RC: In one instance, you describe college as stepping into a foothold that your parents couldn’t follow you into—what did you mean by that?

NC: I had never been away from my parents, where I grew up in this small town in Oregon for longer than a month at summer camp. I wasn’t thinking about the fact that they couldn’t go with me, or that if I gained education and class privilege, that I wouldn’t be able to bring them with me. I was still thinking, “If I make it, they make it.” Of course, I had my own ambition, things that I wanted and hoped for, but I very much thought of myself as doing this for my family.

RC: Where did that ambition come from? Because you could have just stayed in the town.

NC: Oh, no, I could not have. After my first book came out, someone who had gone to my same church said, “I read your book. It was interesting. That’s just not really what I think our community was like for me.” And I said, “Well, of course it wasn’t like that for you. You are a white guy. There’s a reason that you and I had very different experiences in that community.” Honestly, not to sound dramatic, I thought it might kill me if I stayed.

RC: How do you feel now about the place where you grew up?

NC: There are beautiful things about it…but it’s not home. I never really belonged there, and I know that. I would rather not give racism this power in my narrative, but it’s true that as soon as I started hearing slurs on the playground, I started thinking about leaving. I think also it was my parents, and especially my mother, who prepared me to go.

RC: I was so struck by your relationship with your mother, and the resolute way in which you write about her love—what  have you brought of her mothering to your own?

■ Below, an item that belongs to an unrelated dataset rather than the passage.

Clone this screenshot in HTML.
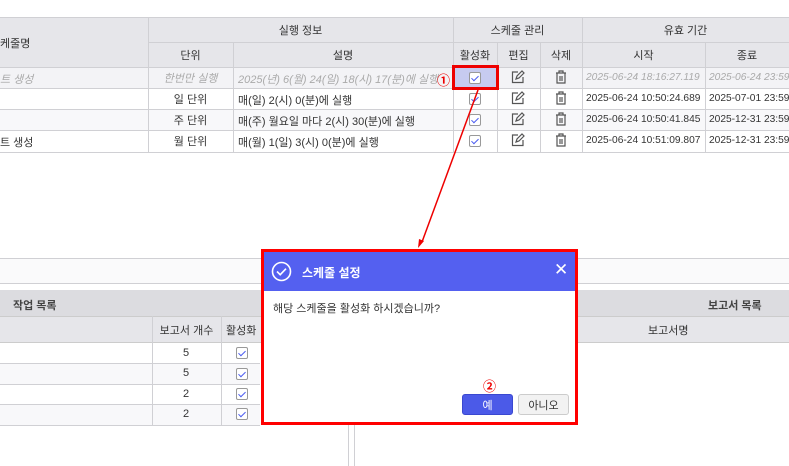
<!DOCTYPE html>
<html><head><meta charset="utf-8"><style>
*{box-sizing:border-box;margin:0;padding:0}
body{width:789px;height:466px;overflow:hidden;background:#fff;font-family:"Liberation Sans","Noto Sans CJK KR",sans-serif;font-size:11px;color:#333;position:relative}
.a{position:absolute}
.c{display:flex;align-items:center;justify-content:center}
.h{background:#e6e6ea}
.vl{position:absolute;width:1px;background:#d0d0d4}
.hl{position:absolute;height:1px;background:#d0d0d4}
.cb{position:absolute;width:12px;height:12px;border:1px solid #999;border-radius:2px;background:#fff}
.cb:after{content:"";position:absolute;left:3px;top:1px;width:3px;height:6px;border:solid #4b5cf0;border-width:0 1.5px 1.5px 0;transform:rotate(45deg)}
.it{color:#aaa;font-style:italic}
.d{font-size:10.2px;white-space:nowrap}
</style></head><body>
<div class="a h" style="left:0;top:17px;width:789px;height:50px"></div>
<div class="a" style="left:0;top:67px;width:789px;height:21px;background:#f3f3f6"></div>
<div class="a" style="left:0;top:109px;width:789px;height:21px;background:#f8f8fa"></div>
<div class="hl" style="left:0;top:17px;width:789px"></div>
<div class="hl" style="left:148px;top:42px;width:641px"></div>
<div class="hl" style="left:0;top:67px;width:789px"></div>
<div class="hl" style="left:0;top:88px;width:789px"></div>
<div class="hl" style="left:0;top:109px;width:789px"></div>
<div class="hl" style="left:0;top:130px;width:789px"></div>
<div class="hl" style="left:0;top:152px;width:789px"></div>
<div class="vl" style="left:148px;top:17px;height:135px"></div>
<div class="vl" style="left:233px;top:42px;height:110px"></div>
<div class="vl" style="left:453px;top:17px;height:135px"></div>
<div class="vl" style="left:497px;top:42px;height:110px"></div>
<div class="vl" style="left:540px;top:42px;height:110px"></div>
<div class="vl" style="left:582px;top:17px;height:135px"></div>
<div class="vl" style="left:705px;top:42px;height:110px"></div>
<div class="a" style="left:0;top:35px">케줄명</div>
<div class="a c" style="left:148px;top:17px;width:305px;height:25px">실행 정보</div>
<div class="a c" style="left:453px;top:17px;width:129px;height:25px">스케줄 관리</div>
<div class="a c" style="left:582px;top:17px;width:207px;height:25px">유효 기간</div>
<div class="a c" style="left:148px;top:42px;width:85px;height:25px">단위</div>
<div class="a c" style="left:233px;top:42px;width:220px;height:25px">설명</div>
<div class="a c" style="left:453px;top:42px;width:44px;height:25px">활성화</div>
<div class="a c" style="left:497px;top:42px;width:43px;height:25px">편집</div>
<div class="a c" style="left:540px;top:42px;width:42px;height:25px">삭제</div>
<div class="a c" style="left:582px;top:42px;width:123px;height:25px">시작</div>
<div class="a c" style="left:705px;top:42px;width:84px;height:25px">종료</div>
<div class="a it" style="left:0;top:71px">트 생성</div>
<div class="a" style="left:0;top:134px">트 생성</div>
<div class="a c it" style="left:148px;top:67px;width:85px;height:21px">한번만 실행</div>
<div class="a c" style="left:148px;top:88px;width:85px;height:21px">일 단위</div>
<div class="a c" style="left:148px;top:109px;width:85px;height:21px">주 단위</div>
<div class="a c" style="left:148px;top:130px;width:85px;height:21px">월 단위</div>
<div class="a it" style="left:238px;top:71px">2025(년) 6(월) 24(일) 18(시) 17(분)에 실행</div>
<div class="a" style="left:238px;top:92px">매(일) 2(시) 0(분)에 실행</div>
<div class="a" style="left:238px;top:113px">매(주) 월요일 마다 2(시) 30(분)에 실행</div>
<div class="a" style="left:238px;top:134px">매(월) 1(일) 3(시) 0(분)에 실행</div>
<div class="a" style="left:437px;top:70px;color:#e00;font-weight:bold;font-size:13px">①</div>
<div class="a" style="left:454px;top:68px;width:43px;height:20px;background:#c7cbf0"></div>
<div class="cb" style="left:469px;top:72px"></div>
<div class="cb" style="left:469px;top:93px"></div>
<div class="cb" style="left:469px;top:114px"></div>
<div class="cb" style="left:469px;top:135px"></div>
<div class="a" style="left:452px;top:65px;width:47px;height:25px;border:3px solid #e00"></div>
<svg class="a" style="left:511px;top:70px" width="14" height="80"><g fill="none" stroke="#555" stroke-width="1.2"><g id="e"><path d="M7 2H1.5v10.5H12V7"/><path d="M5 9l1-3 5-5 2 2-5 5z"/></g><use href="#e" y="21"/><use href="#e" y="42"/><use href="#e" y="63"/></g></svg>
<svg class="a" style="left:554px;top:70px" width="14" height="80"><g fill="none" stroke="#555" stroke-width="1.2"><path d="M2 3h10M5 3V1h4v2M3 3v10h8V3M6 6v5M8 6v5"/><path transform="translate(0,21)" d="M2 3h10M5 3V1h4v2M3 3v10h8V3M6 6v5M8 6v5"/><path transform="translate(0,42)" d="M2 3h10M5 3V1h4v2M3 3v10h8V3M6 6v5M8 6v5"/><path transform="translate(0,63)" d="M2 3h10M5 3V1h4v2M3 3v10h8V3M6 6v5M8 6v5"/></g></svg>
<div class="a it d" style="left:586px;top:72px">2025-06-24 18:16:27.119</div>
<div class="a d" style="left:586px;top:93px">2025-06-24 10:50:24.689</div>
<div class="a d" style="left:586px;top:114px">2025-06-24 10:50:41.845</div>
<div class="a d" style="left:586px;top:135px">2025-06-24 10:51:09.807</div>
<div class="a it d" style="left:709px;top:72px">2025-06-24 23:59</div>
<div class="a d" style="left:709px;top:93px">2025-07-01 23:59</div>
<div class="a d" style="left:709px;top:114px">2025-12-31 23:59</div>
<div class="a d" style="left:709px;top:135px">2025-12-31 23:59</div>
<div class="a" style="left:0;top:258px;width:789px;height:26px;background:#fafafb;border-top:1px solid #d0d0d4;border-bottom:1px solid #d0d0d4"></div>
<div class="a" style="left:0;top:290px;width:789px;height:26px;background:#dcdce0"></div>
<div class="a h" style="left:0;top:316px;width:789px;height:27px;border-top:1px solid #ccc;border-bottom:1px solid #ccc"></div>
<div class="a" style="left:0;top:363px;width:260px;height:21px;background:#f8f8fa"></div>
<div class="a" style="left:0;top:404px;width:260px;height:21px;background:#f8f8fa"></div>
<div class="hl" style="left:0;top:363px;width:260px"></div>
<div class="hl" style="left:0;top:384px;width:260px"></div>
<div class="hl" style="left:0;top:404px;width:260px"></div>
<div class="hl" style="left:0;top:425px;width:260px"></div>
<div class="vl" style="left:152px;top:316px;height:109px"></div>
<div class="vl" style="left:221px;top:316px;height:109px"></div>
<div class="vl" style="left:348px;top:425px;height:41px"></div>
<div class="vl" style="left:354px;top:425px;height:41px"></div>
<div class="a" style="left:13px;top:297px;font-weight:bold;color:#444">작업 목록</div>
<div class="a" style="left:708px;top:297px;font-weight:bold;color:#444">보고서 목록</div>
<div class="a c" style="left:152px;top:316px;width:69px;height:27px">보고서 개수</div>
<div class="a" style="left:226px;top:322px">활성화</div>
<div class="a" style="left:648px;top:322px">보고서명</div>
<div class="a" style="left:183px;top:347px">5</div>
<div class="a" style="left:183px;top:367px">5</div>
<div class="a" style="left:183px;top:388px">2</div>
<div class="a" style="left:183px;top:408px">2</div>
<div class="cb" style="left:236px;top:347px"></div>
<div class="cb" style="left:236px;top:368px"></div>
<div class="cb" style="left:236px;top:388px"></div>
<div class="cb" style="left:236px;top:408px"></div>
<svg class="a" style="left:0;top:0" width="789" height="466"><line x1="478" y1="90" x2="422" y2="242" stroke="#e00" stroke-width="1.5"/><path d="M418 248l1-9 5 2z" fill="#e00"/></svg>
<div class="a" style="left:261px;top:249px;width:317px;height:176px;border:3px solid #f00;background:#fff">
<div style="height:39px;background:#5460f0;color:#fff;position:relative">
<svg class="a" style="left:7px;top:9px" width="21" height="21"><circle cx="10.5" cy="10.5" r="9" fill="none" stroke="#fff" stroke-width="1.6"/><path d="M6 10.5l3.2 3.2 5.8-6" fill="none" stroke="#fff" stroke-width="1.6"/></svg>
<div class="a" style="left:38px;top:12px;font-weight:bold;font-size:12px">스케줄 설정</div>
<div class="a" style="left:290px;top:8px;font-size:17px">✕</div>
</div>
<div class="a" style="left:9px;top:48px">해당 스케줄을 활성화 하시겠습니까?</div>
<div class="a" style="left:219px;top:124px;color:#e00;font-weight:bold;font-size:13px">②</div>
<div class="a c" style="left:198px;top:142px;width:51px;height:21px;background:#4b5ae8;border-radius:3px;color:#fff;border:1px solid #3a48d0">예</div>
<div class="a c" style="left:254px;top:142px;width:51px;height:21px;background:#f2f2f2;border-radius:3px;border:1px solid #ccc">아니오</div>
</div>
</body></html>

NC: She was a very devout woman. Her deepest faith was in God. But after that, she had so much faith in me as her child. It’s not like our relationship was perfect. It was very complicated. Adoption was one of many things that complicated it. But I never doubted her love or her faith in me. And I think that made me braver than I would’ve been otherwise. If I can bring anything of her parenting to mine, that’s what I think about the most. I want my kids to grow up with that sense of reassurance.

RC: In the book, you use the term “unadopted” to describe what it felt like, in part, to lose both your adoptive parents—can you say more about that?

NC: I’m not sure it’s the term that I’d use now to describe my current state. But my mother was dying—my last link, the last person who knew me as a child or remembered what it was like for me growing up. It was just sinking in that I was going to be carrying these memories of my parents and my grandparents, all alone in a sense. What does it even mean to have lost two families—to have lost one family through adoption, and then the one that adopted me? What does it mean to be an adoptee when your adopted family is gone?

RC: If not unadopted, then what?

NC: I am still an adoptee. That will always be part of who I am. My parent’s love for me will always shape who I am. I was then and still am really sad that my time belonging to that family is over, and there’s no getting it back. There’s no finding it with other people. It’s just over.

RC: How do you bear it?

NC: I think there was a time when I wasn’t bearing it. I remember just this deep depression I fell into after my father died, and there were echoes of that when my mother was dying. Just the helplessness and the rage, and it felt unbearable. [But] I knew that by living, I could remember [my parents]. It finally became more important to me to be able to live and remember them than to live, punishing myself for what I couldn’t do for them. And I think that’s still how I bear it, because when I was able to do that and grieve in that way, they felt close again.